Single-Field Inflation After WMAP5

TL;DR

This work tests single-field inflation against the WMAP5+BAO+SN data under instantaneous reheating, comparing canonical and non-canonical (DBI) scenarios and exploring wrapped and multi-brane UV configurations in warped geometries. Using observables such as the scalar spectral index $n_s$, tensor-to-scalar ratio $r$, and non-Gaussianity $f_{NL}$, it finds that modular/new inflation with small self-interaction powers is tightly constrained, the cubic case is disfavored for $N<60$, and the intermediate inflation model lies outside the 1σ region across powers. The analysis shows that warped throat parameters are strongly limited by observations in all DBI scenarios, including wrapped D5/D7 and multi-brane setups, often requiring smaller $\mathrm{Vol}(X_5)/N$ or new Calabi–Yau four-fold geometries. Collectively, the results highlight stringent geometric and model-building constraints on string-theory-inspired single-field inflation and point to the potential of future observations to break degeneracies between canonical and non-canonical scenarios, especially through tensor modes and precise $n_s$ measurements.

Abstract

Single-field models of inflation are analysed in light of the WMAP five-year data. Assuming instantaneous reheating, we find that modular/new inflation models with small powers in the effective inflaton self-interaction are more strongly constrained than previously.

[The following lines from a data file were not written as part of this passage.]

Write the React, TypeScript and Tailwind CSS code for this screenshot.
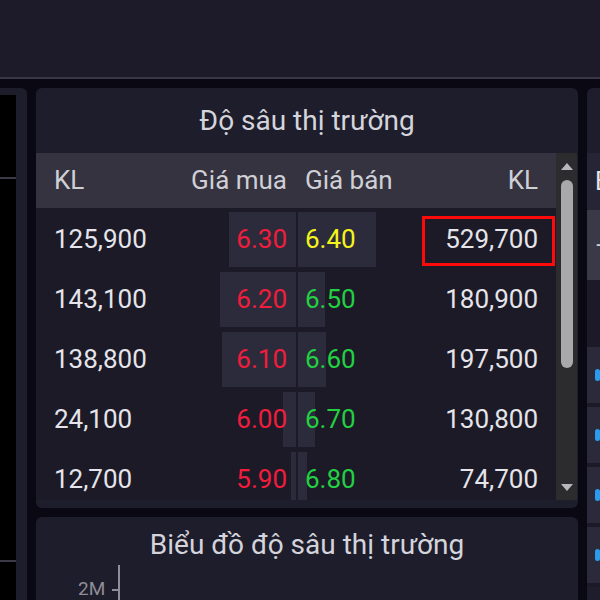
import React from "react";

type Row = {
  bv: string;
  bp: string;
  bw: number;
  sp: string;
  sw: number;
  sv: string;
  yellow?: boolean;
  boxed?: boolean;
};

const rows: Row[] = [
  { bv: "125,900", bp: "6.30", bw: 67, sp: "6.40", sw: 78, sv: "529,700", yellow: true, boxed: true },
  { bv: "143,100", bp: "6.20", bw: 76, sp: "6.50", sw: 27, sv: "180,900" },
  { bv: "138,800", bp: "6.10", bw: 74, sp: "6.60", sw: 28, sv: "197,500" },
  { bv: "24,100", bp: "6.00", bw: 13, sp: "6.70", sw: 17, sv: "130,800" },
  { bv: "12,700", bp: "5.90", bw: 5, sp: "6.80", sw: 9, sv: "74,700" },
];

const gridCols = "grid grid-cols-[134px_126px_2px_124px_134px]";

function DepthRow({ r }: { r: Row }) {
  return (
    <div className={`${gridCols} h-[60px] shrink-0 items-center text-[26px]`}>
      <div className="pl-[18px] text-[#e4e4ea]">{r.bv}</div>
      <div className="relative h-full flex items-center justify-end pr-[9px]">
        <div
          className="absolute right-0 top-[3px] bottom-[2px] bg-[#2c2b3b]"
          style={{ width: r.bw }}
        />
        <span className="relative text-[#f01d3c]">{r.bp}</span>
      </div>
      <div />
      <div className="relative h-full flex items-center pl-[7px]">
        <div
          className="absolute left-0 top-[3px] bottom-[2px] bg-[#2c2b3b]"
          style={{ width: r.sw }}
        />
        <span className={`relative ${r.yellow ? "text-[#f4f41c]" : "text-[#22d042]"}`}>{r.sp}</span>
      </div>
      <div className="relative h-full flex items-center justify-end pr-[18px] text-[#e4e4ea]">
        {r.boxed && (
          <div className="absolute left-0 right-[1px] top-[7px] bottom-[3px] border-[3px] border-[#ff0a0a]" />
        )}
        <span className="relative">{r.sv}</span>
      </div>
    </div>
  );
}

function Scrollbar() {
  return (
    <div className="w-[21px] shrink-0 bg-[#2c2c2f] flex flex-col items-center">
      <div className="h-[27px] w-full flex items-center justify-center">
        <svg width="12" height="7" viewBox="0 0 12 7">
          <polygon points="6,0 12,7 0,7" fill="#b8b8bc" />
        </svg>
      </div>
      <div className="w-[12px] h-[188px] rounded-full bg-[#a9a9ab]" />
      <div className="flex-1" />
      <div className="h-[26px] w-full flex items-center justify-center">
        <svg width="12" height="7" viewBox="0 0 12 7">
          <polygon points="0,0 12,0 6,7" fill="#b8b8bc" />
        </svg>
      </div>
    </div>
  );
}

export default function App() {
  return (
    <div className="w-[600px] h-[600px] overflow-hidden bg-[#0a0913] flex flex-col font-['Roboto',sans-serif]">
      <div className="h-[79px] shrink-0 bg-[#1d1b29] border-b-[2px] border-[#383746]" />
      <div className="flex gap-[9px] pt-[9px] flex-1 min-h-0">
        {/* left panel */}
        <div className="w-[27px] shrink-0 bg-[#1e1d2b] rounded-tr-[6px] pt-[7px] pr-[11px]">
          <div className="h-full bg-black flex flex-col">
            <div className="h-[82px]" />
            <div className="h-[2px] bg-[#3a3948]" />
            <div className="h-[381px]" />
            <div className="h-[2px] bg-[#3a3948]" />
          </div>
        </div>

        {/* middle column */}
        <div className="w-[542px] shrink-0 flex flex-col gap-[9px]">
          <div className="h-[420px] shrink-0 bg-[#1e1d2b] rounded-[6px] flex flex-col overflow-hidden">
            <div className="h-[65px] shrink-0 flex items-center justify-center text-[28px] text-[#d4d4dc]">
              Độ sâu thị trường
            </div>
            <div className="flex h-[347px]">
              <div className="w-[520px] flex flex-col">
                <div className={`${gridCols} h-[55px] shrink-0 items-center bg-[#34333f] text-[26px] text-[#cfcfd6]`}>
                  <div className="pl-[18px]">KL</div>
                  <div className="text-right pr-[9px]">Giá mua</div>
                  <div />
                  <div className="pl-[7px]">Giá bán</div>
                  <div className="text-right pr-[18px]">KL</div>
                </div>
                <div className="flex-1 bg-[#1c1a27] flex flex-col overflow-hidden pt-[1px]">
                  {rows.map((r, i) => (
                    <DepthRow key={i} r={r} />
                  ))}
                </div>
              </div>
              <Scrollbar />
            </div>
          </div>

          <div className="flex-1 bg-[#1e1d2b] rounded-t-[6px] flex flex-col">
            <div className="h-[48px] shrink-0 pt-[8px] flex items-center justify-center text-[28px] text-[#d4d4dc]">
              Biểu đồ độ sâu thị trường
            </div>
            <div className="flex items-start pl-[42px]">
              <span className="text-[19px] leading-none text-[#8e8e98] mt-[14px] mr-[7px]">2M</span>
              <div className="w-[6px] h-[2px] bg-[#8e8e98] mt-[24px]" />
              <div className="w-[2px] h-[40px] bg-[#8e8e98]" />
            </div>
          </div>
        </div>

        {/* right panel */}
        <div className="flex-1 bg-[#1e1d2b] rounded-tl-[6px] flex flex-col overflow-hidden">
          <div className="h-[65px] shrink-0" />
          <div className="h-[57px] shrink-0 bg-[#262535] flex items-center pl-[8px] text-[25px] text-[#e4e4ea]">
            Bước
          </div>
          <div className="h-[70px] shrink-0 bg-[#3a3948] flex items-center pl-[8px] text-[22px] text-[#d0d0d8]">
            –
          </div>
          <div className="h-[67px] shrink-0 bg-[#1c1a27]" />
          {[0, 1, 2, 3].map((i) => (
            <div key={i} className="h-[60px] shrink-0 bg-[#2b2a3a] border-b-[4px] border-[#1c1a27] flex items-center pl-[8px]">
              <div className="w-[8px] h-[12px] rounded-[3px] bg-[#2a9cf0]" />
            </div>
          ))}
        </div>
      </div>
    </div>
  );
}
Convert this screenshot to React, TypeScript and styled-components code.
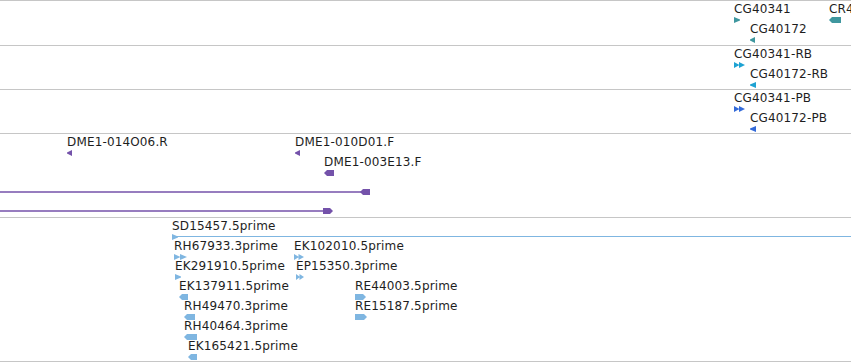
import React from "react";
import styled, { createGlobalStyle } from "styled-components";

const GlobalStyle = createGlobalStyle`
  html, body {
    margin: 0;
    padding: 0;
    background: #fff;
  }
  body {
    font-family: "DejaVu Sans", Verdana, sans-serif;
  }
`;

type Shape = "triRight" | "triLeft" | "doubleRight" | "arrowLeft" | "arrowRight";

type Feat = {
  label: string;
  x: number;
  row: number;
  shape: Shape;
  w: number;
};

const Panel = styled.div`
  width: 851px;
  border-top: 1px solid #c6c6c6;
  overflow: hidden;
`;

const Track = styled.div<{ $h: number }>`
  position: relative;
  height: ${(p) => p.$h}px;
  border-bottom: 1px solid #c6c6c6;
  overflow: hidden;
`;

const Feature = styled.div<{ $x: number; $row: number }>`
  position: absolute;
  left: ${(p) => p.$x}px;
  top: ${(p) => 2 + p.$row * 20}px;
  display: flex;
  flex-direction: column;
  align-items: flex-start;
`;

const Label = styled.span`
  display: block;
  font-size: 12px;
  line-height: 13px;
  letter-spacing: 0.15px;
  color: #1e1e1e;
  white-space: nowrap;
`;

const GlyphSvg = styled.svg`
  display: block;
  overflow: visible;
  margin-top: 1px;
`;

const LineLayer = styled.svg<{ $top: number }>`
  position: absolute;
  left: 0;
  top: ${(p) => p.$top}px;
  display: block;
`;

function shapePath(shape: Shape, w: number): string {
  switch (shape) {
    case "triRight":
      return `M0,0 L${w},2.5 L${w},3.5 L0,6 Z`;
    case "triLeft":
      return `M0,2.5 L${w},0 L${w},6 L0,3.5 Z`;
    case "doubleRight": {
      const h = w / 2;
      return `M0,0 L${h},3 L0,6 Z M${h - 0.5},0 L${w},3 L${h - 0.5},6 Z`;
    }
    case "arrowLeft":
      return `M0,3 L3,0 L${w},0 L${w},6 L3,6 Z`;
    case "arrowRight":
      return `M0,0 L${w - 3},0 L${w},3 L${w - 3},6 L0,6 Z`;
  }
}

const Glyph: React.FC<{ shape: Shape; w: number; color: string }> = ({ shape, w, color }) => (
  <GlyphSvg width={w} height={6} viewBox={`0 0 ${w} 6`}>
    <path d={shapePath(shape, w)} fill={color} />
  </GlyphSvg>
);

const FeatureList: React.FC<{ items: Feat[]; color: string }> = ({ items, color }) => (
  <>
    {items.map((f) => (
      <Feature key={f.label} $x={f.x} $row={f.row}>
        <Label>{f.label}</Label>
        <Glyph shape={f.shape} w={f.w} color={color} />
      </Feature>
    ))}
  </>
);

const geneTrack: Feat[] = [
  { label: "CG40341", x: 734, row: 0, shape: "triRight", w: 6 },
  { label: "CR4", x: 829, row: 0, shape: "arrowLeft", w: 12 },
  { label: "CG40172", x: 750, row: 1, shape: "triLeft", w: 5 },
];

const rnaTrack: Feat[] = [
  { label: "CG40341-RB", x: 734, row: 0, shape: "doubleRight", w: 11 },
  { label: "CG40172-RB", x: 750, row: 1, shape: "triLeft", w: 6 },
];

const protTrack: Feat[] = [
  { label: "CG40341-PB", x: 734, row: 0, shape: "doubleRight", w: 11 },
  { label: "CG40172-PB", x: 750, row: 1, shape: "triLeft", w: 6 },
];

const bacTrack: Feat[] = [
  { label: "DME1-014O06.R", x: 67, row: 0, shape: "triLeft", w: 5 },
  { label: "DME1-010D01.F", x: 295, row: 0, shape: "triLeft", w: 5 },
  { label: "DME1-003E13.F", x: 324, row: 1, shape: "arrowLeft", w: 10 },
];

const estTrack: Feat[] = [
  { label: "SD15457.5prime", x: 172, row: 0, shape: "triRight", w: 6 },
  { label: "RH67933.3prime", x: 174, row: 1, shape: "doubleRight", w: 13 },
  { label: "EK102010.5prime", x: 294, row: 1, shape: "doubleRight", w: 10 },
  { label: "EK291910.5prime", x: 175, row: 2, shape: "triRight", w: 6 },
  { label: "EP15350.3prime", x: 296, row: 2, shape: "doubleRight", w: 8 },
  { label: "EK137911.5prime", x: 179, row: 3, shape: "arrowLeft", w: 9 },
  { label: "RE44003.5prime", x: 355, row: 3, shape: "arrowRight", w: 11 },
  { label: "RH49470.3prime", x: 184, row: 4, shape: "arrowLeft", w: 11 },
  { label: "RE15187.5prime", x: 355, row: 4, shape: "arrowRight", w: 12 },
  { label: "RH40464.3prime", x: 184, row: 5, shape: "arrowLeft", w: 13 },
  { label: "EK165421.5prime", x: 188, row: 6, shape: "arrowLeft", w: 9 },
];

const PURPLE = "#7452aa";
const EST_BLUE = "#7fb6e1";

export default function App() {
  return (
    <>
      <GlobalStyle />
      <Panel>
        <Track $h={44}>
          <FeatureList items={geneTrack} color="#3f979f" />
        </Track>
        <Track $h={43}>
          <FeatureList items={rnaTrack} color="#1ea2d2" />
        </Track>
        <Track $h={43}>
          <FeatureList items={protTrack} color="#346bd9" />
        </Track>
        <Track $h={83}>
          <FeatureList items={bacTrack} color={PURPLE} />
          <LineLayer $top={52} width={851} height={30}>
            <line x1={0} y1={6} x2={362} y2={6} stroke={PURPLE} strokeWidth={1.4} />
            <path d="M360,6 L363,3 L370,3 L370,9 L363,9 Z" fill={PURPLE} />
            <line x1={0} y1={25} x2={325} y2={25} stroke={PURPLE} strokeWidth={1.4} />
            <path d="M323,22 L330,22 L333,25 L330,28 L323,28 Z" fill={PURPLE} />
          </LineLayer>
        </Track>
        <Track $h={143}>
          <LineLayer $top={17} width={851} height={3}>
            <line x1={172} y1={1.5} x2={851} y2={1.5} stroke={EST_BLUE} strokeWidth={1} />
          </LineLayer>
          <FeatureList items={estTrack} color={EST_BLUE} />
        </Track>
      </Panel>
    </>
  );
}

The model with a cubic power lies outside the 2 sigma regime when the number of e-folds is less than 60. We also find that the predictions for the intermediate model of inflation do not overlap the 1 sigma region regardless of the power of the monomial potential. We analyse a number of ultra-violet, DBI braneworld scenarios involving both wrapped and multiple-brane configurations, where the inflaton kinetic energy is close to the maximum allowed by the warped geometry. In all cases, we find that the parameters of the warped throat are strongly constrained by observations.